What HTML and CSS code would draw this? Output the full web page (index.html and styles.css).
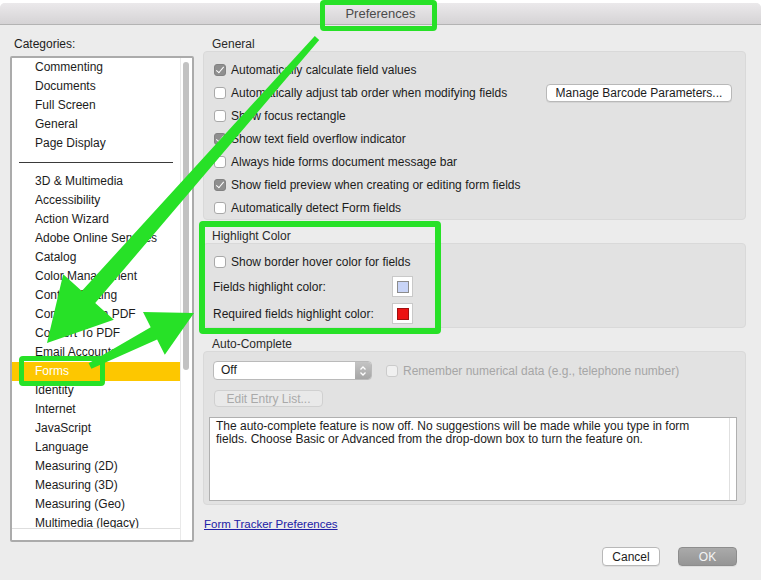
FILE: index.html
```html
<!DOCTYPE html>
<html lang="en">
<head>
    <meta charset="UTF-8">
    <meta name="viewport" content="width=device-width, initial-scale=1.0">
    <link rel="stylesheet" href="styles.css">
    <title>Preferences</title>
</head>
<body>
    <div class="stage">
        <div class="window">
            <header class="titlebar"><span class="title">Preferences</span></header>
            <div class="content">
                <aside class="sidebar">
                    <div class="caption">Categories:</div>
                    <div class="listbox">
                        <div class="list-main">
                            <ul class="cats">
                                <li>Commenting</li>
                                <li>Documents</li>
                                <li>Full Screen</li>
                                <li>General</li>
                                <li>Page Display</li>
                                <li class="sep"></li>
                                <li>3D &amp; Multimedia</li>
                                <li>Accessibility</li>
                                <li>Action Wizard</li>
                                <li>Adobe Online Services</li>
                                <li>Catalog</li>
                                <li>Color Management</li>
                                <li>Content Editing</li>
                                <li>Convert From PDF</li>
                                <li>Convert To PDF</li>
                                <li>Email Accounts</li>
                                <li class="selected">Forms</li>
                                <li>Identity</li>
                                <li>Internet</li>
                                <li>JavaScript</li>
                                <li>Language</li>
                                <li>Measuring (2D)</li>
                                <li>Measuring (3D)</li>
                                <li>Measuring (Geo)</li>
                                <li>Multimedia (legacy)</li>
                            </ul>
                        </div>
                        <div class="scroll"><div class="thumb"></div></div>
                    </div>
                </aside>

                <main class="panes">
                    <section class="group">
                        <h3 class="group-title">General</h3>
                        <div class="panel general">
                            <div class="row"><span class="cb checked"></span>Automatically calculate field values</div>
                            <div class="row row-split">
                                <span class="row-label"><span class="cb"></span>Automatically adjust tab order when modifying fields</span>
                                <button class="btn btn-wide">Manage Barcode Parameters...</button>
                            </div>
                            <div class="row"><span class="cb"></span>Show focus rectangle</div>
                            <div class="row"><span class="cb checked"></span>Show text field overflow indicator</div>
                            <div class="row"><span class="cb"></span>Always hide forms document message bar</div>
                            <div class="row"><span class="cb checked"></span>Show field preview when creating or editing form fields</div>
                            <div class="row"><span class="cb"></span>Automatically detect Form fields</div>
                        </div>
                    </section>

                    <section class="group group-next">
                        <h3 class="group-title">Highlight Color</h3>
                        <div class="panel highlight">
                            <div class="row"><span class="cb"></span>Show border hover color for fields</div>
                            <div class="row row-color">
                                <span class="color-label">Fields highlight color:</span>
                                <span class="swatch"><span class="swatch-blue"></span></span>
                            </div>
                            <div class="row row-color">
                                <span class="color-label">Required fields highlight color:</span>
                                <span class="swatch"><span class="swatch-red"></span></span>
                            </div>
                        </div>
                    </section>

                    <section class="group group-next">
                        <h3 class="group-title">Auto-Complete</h3>
                        <div class="panel auto">
                            <div class="auto-top">
                                <div class="select">
                                    <span class="select-value">Off</span>
                                    <span class="stepper">
                                        <svg width="8" height="12" viewBox="0 0 8 12"><path d="M1.5 4.5 L4 2 L6.5 4.5 M1.5 7.5 L4 10 L6.5 7.5" fill="none" stroke="#fff" stroke-width="1.3"/></svg>
                                    </span>
                                </div>
                                <span class="row-disabled"><span class="cb cb-disabled"></span>Remember numerical data (e.g., telephone number)</span>
                            </div>
                            <button class="btn btn-disabled">Edit Entry List...</button>
                            <div class="textbox">
                                <p>The auto-complete feature is now off. No suggestions will be made while you type in form fields. Choose Basic or Advanced from the drop-down box to turn the feature on.</p>
                                <div class="textbox-scroll"></div>
                            </div>
                        </div>
                    </section>

                    <a href="#" class="link">Form Tracker Preferences</a>

                    <div class="actions">
                        <button class="btn">Cancel</button>
                        <button class="btn btn-ok">OK</button>
                    </div>
                </main>
            </div>
        </div>

        <!-- annotation overlay -->
        <div class="mark mark-title"></div>
        <div class="mark mark-highlight"></div>
        <div class="mark mark-forms"></div>
        <svg class="arrows" width="761" height="580" viewBox="0 0 761 580">
            <polygon points="314.8,36 81.8,291 63.2,274.2 47,343 113.8,319.8 95.2,303 319.2,40"/>
            <polygon points="88.6,363.3 150.7,327.2 143,312 194,313 164.8,354.8 157.1,339.6 91.4,368.7"/>
        </svg>
    </div>
</body>
</html>
```

FILE: styles.css
```css
* {
    margin: 0;
    padding: 0;
    box-sizing: border-box;
}
body {
    background: #fff;
    font-family: "Liberation Sans", Arial, sans-serif;
    font-size: 12px;
    color: #1c1c1c;
}
.stage {
    position: relative;
    width: 761px;
    height: 580px;
    padding-top: 3px;
    overflow: hidden;
}
.window {
    width: 761px;
    height: 577px;
    background: #ececec;
    border-radius: 5px 5px 0 0;
    overflow: hidden;
}
.titlebar {
    height: 22px;
    background: linear-gradient(#ebe9eb, #d5d3d5);
    border-bottom: 1px solid #b3b3b3;
    display: flex;
    justify-content: center;
    align-items: center;
}
.title {
    font-size: 13px;
    color: #4b4b4b;
}
.content {
    display: flex;
    gap: 9px;
    padding: 12px 15px 0 10px;
}

/* categories */
.sidebar {
    width: 184px;
}
.caption {
    line-height: 14px;
    margin: 0 0 5px 4px;
}
.listbox {
    display: flex;
    height: 486px;
    background: #fff;
    border: 2px solid #ababab;
    border-radius: 2px;
}
.list-main {
    flex: 1;
    height: 471px;
    overflow: hidden;
    border-bottom: 1px solid #dedede;
}
.cats li {
    list-style: none;
    height: 19px;
    line-height: 19px;
    padding-left: 23px;
    white-space: nowrap;
}
.cats .sep {
    height: 1px;
    margin: 9px 7px 9px 7px;
    background: #3a3a3a;
}
.cats .selected {
    background: #fdc700;
    color: #fff;
}
.scroll {
    width: 12px;
    border-left: 1px solid #e9e9e9;
}
.thumb {
    width: 6px;
    height: 308px;
    margin: 4px 0 0 2px;
    background: #c2c2c2;
    border-radius: 3px;
}

/* right side */
.panes {
    width: 543px;
}
.group-title {
    font-weight: normal;
    font-size: 12px;
    line-height: 14px;
    margin-left: 9px;
    color: #2a2a2a;
}
.group-next {
    margin-top: 9px;
}
.panel {
    background: #e2e2e2;
    border: 1px solid #d9d9d9;
    border-radius: 4px;
}
.general {
    padding: 6px 0 0 10px;
}
.row {
    display: flex;
    align-items: center;
    height: 23px;
    white-space: nowrap;
}
.row-split {
    justify-content: space-between;
    padding-right: 13px;
}
.row-label {
    display: flex;
    align-items: center;
}
.cb {
    position: relative;
    width: 12px;
    height: 12px;
    margin-right: 5px;
    background: #fff;
    border: 1px solid #a9a9a9;
    border-radius: 3px;
    flex-shrink: 0;
}
.cb.checked {
    background: #8f8f8f;
    border-color: #828282;
}
.cb.checked::after {
    content: "";
    position: absolute;
    left: 3px;
    top: 0px;
    width: 3px;
    height: 7px;
    border: solid #fff;
    border-width: 0 1.6px 1.6px 0;
    transform: rotate(40deg);
}
.cb-disabled {
    background: #f0f0f0;
    border-color: #cbcbcb;
}

.btn {
    font-family: "Liberation Sans", Arial, sans-serif;
    font-size: 12px;
    color: #1c1c1c;
    height: 19px;
    background: #fff;
    border: 1px solid #b8b8b8;
    border-radius: 4px;
    box-shadow: 0 1px 0 rgba(0, 0, 0, 0.06);
}
.btn-wide {
    width: 186px;
    height: 18px;
}

.highlight {
    padding: 6px 0 0 10px;
}
.row-color {
    height: 27px;
    margin-left: -1px;
}
.color-label {
    width: 179px;
}
.swatch {
    width: 21px;
    height: 21px;
    background: #fff;
    border: 1px solid #c9c9c9;
    display: flex;
    align-items: center;
    justify-content: center;
}
.swatch span {
    width: 12px;
    height: 12px;
    border: 1px solid #8c8c8c;
}
.swatch .swatch-blue {
    background: #c8d4f7;
}
.swatch .swatch-red {
    background: #ec1212;
    border-color: #a01010;
}

.auto {
    padding: 9px 8px 3px 5px;
}
.auto-top {
    display: flex;
    align-items: center;
}
.select {
    display: flex;
    justify-content: space-between;
    width: 159px;
    height: 19px;
    margin-left: 4px;
    background: #fff;
    border: 1px solid #bababa;
    border-radius: 4px;
    overflow: hidden;
}
.select-value {
    line-height: 17px;
    padding-left: 7px;
}
.stepper {
    width: 16px;
    background: linear-gradient(#c4c4c4, #a6a6a6);
    display: flex;
    align-items: center;
    justify-content: center;
}
.row-disabled {
    display: flex;
    align-items: center;
    margin-left: 14px;
    color: #a6a6a6;
    white-space: nowrap;
}
.btn-disabled {
    display: block;
    width: 109px;
    height: 17px;
    margin: 10px 0 0 5px;
    background: #e9e9e9;
    border-color: #d0d0d0;
    color: #a9a9a9;
    box-shadow: none;
}
.textbox {
    display: flex;
    height: 84px;
    margin-top: 10px;
    background: #fff;
    border: 1px solid #b0b0b0;
}
.textbox p {
    flex: 1;
    padding: 2px 8px 0 6px;
    line-height: 13px;
}
.textbox-scroll {
    width: 7px;
    border-left: 1px solid #e0e0e0;
}

.link {
    display: inline-block;
    margin: 13px 0 0 1px;
    font-size: 11.5px;
    line-height: 13px;
    color: #2020a6;
}
.actions {
    display: flex;
    justify-content: flex-end;
    gap: 18px;
    margin-top: 16px;
    padding-right: 9px;
}
.actions .btn {
    width: 58px;
}
.actions .btn-ok {
    width: 59px;
    background: linear-gradient(#aaaaaa, #959595);
    border-color: #8d8d8d;
    color: #f4f4f4;
}

/* annotation overlay */
.mark {
    position: absolute;
    border: 5px solid #27e127;
    border-radius: 4px;
}
.mark-title {
    left: 320px;
    top: 0;
    width: 117px;
    height: 31px;
}
.mark-highlight {
    left: 199px;
    top: 221px;
    width: 242px;
    height: 113px;
    border-width: 6px;
}
.mark-forms {
    left: 19px;
    top: 356px;
    width: 86px;
    height: 30px;
}
.arrows {
    position: absolute;
    left: 0;
    top: 0;
    fill: #27e127;
}
```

──────────

### Stated task
Check each line above for the word "styles" and copy the ones that have it.

### In response
What HTML and CSS code would draw this? Output the full web page (index.html and styles.css).
    <link rel="stylesheet" href="styles.css">
FILE: styles.css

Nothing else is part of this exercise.